Lives of all saints commemorated on September 2


Venerable Anthony of the Kiev Far Caves

Saint Anthony of the Kiev Caves was born in the year 983 at Liubech, not far from Chernigov, and was named Antipas in Baptism. Possessing the fear of God from his youth, he desired to be clothed in the monastic schema. When he reached a mature age, he wandered until he arrived on Mt. Athos, burning with the desire to emulate the deeds of its holy inhabitants. Here he received monastic tonsure, and the young monk pleased God in every aspect of his spiritual struggles on the path of virtue. He particularly excelled in humility and obedience, so that all the monks rejoiced to see his holy life.

The igumen saw in St Anthony the great future ascetic, and inspired by God, he sent him back to his native land, saying, “Anthony, it is time for you to guide others in holiness. Return to your own Russian land, and be an example for others. May the blessing of the Holy Mountain be with you.

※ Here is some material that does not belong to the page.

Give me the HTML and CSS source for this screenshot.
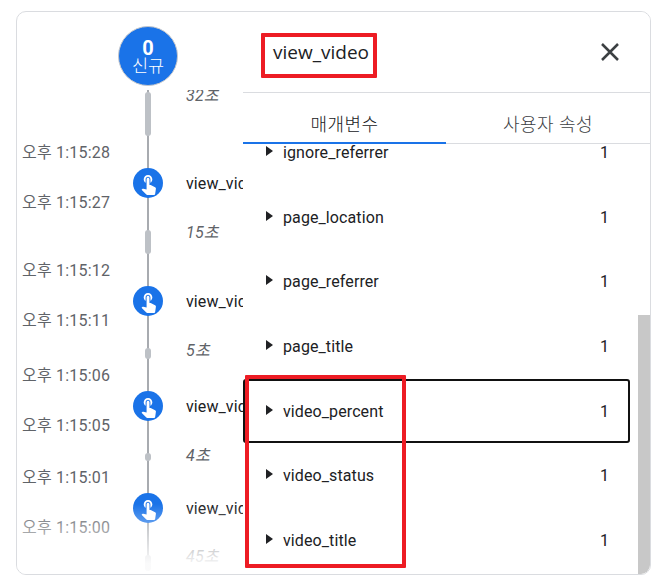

Returning to the land of Rus, Anthony began to make the rounds of the monasteries about Kiev, but nowhere did he find that strict life which had drawn him to Mt. Athos.

Through the Providence of God, Anthony came to the hills of Kiev by the banks of the River Dniepr. The forested area near the village of Berestovo reminded him of his beloved Athos. There he found a cave which had been dug out by the Priest Hilarion, who later became Metropolitan of Kiev (October 21). Since he liked the spot, Anthony prayed with tears, “Lord, let the blessing of Mt. Athos be upon this spot, and strengthen me to remain here.” He began to struggle in prayer, fasting, vigil and physical labor. Every other day, or every third day, he would eat only dry bread and a little water. Sometimes he did not eat for a week. People began to come to the ascetic for his blessing and counsel, and some decided to remain with the saint.

Among Anthony’s first disciples was St Nikon (March 23), who tonsured St Theodosius of the Caves (May 3) at the monastery in the year 1032.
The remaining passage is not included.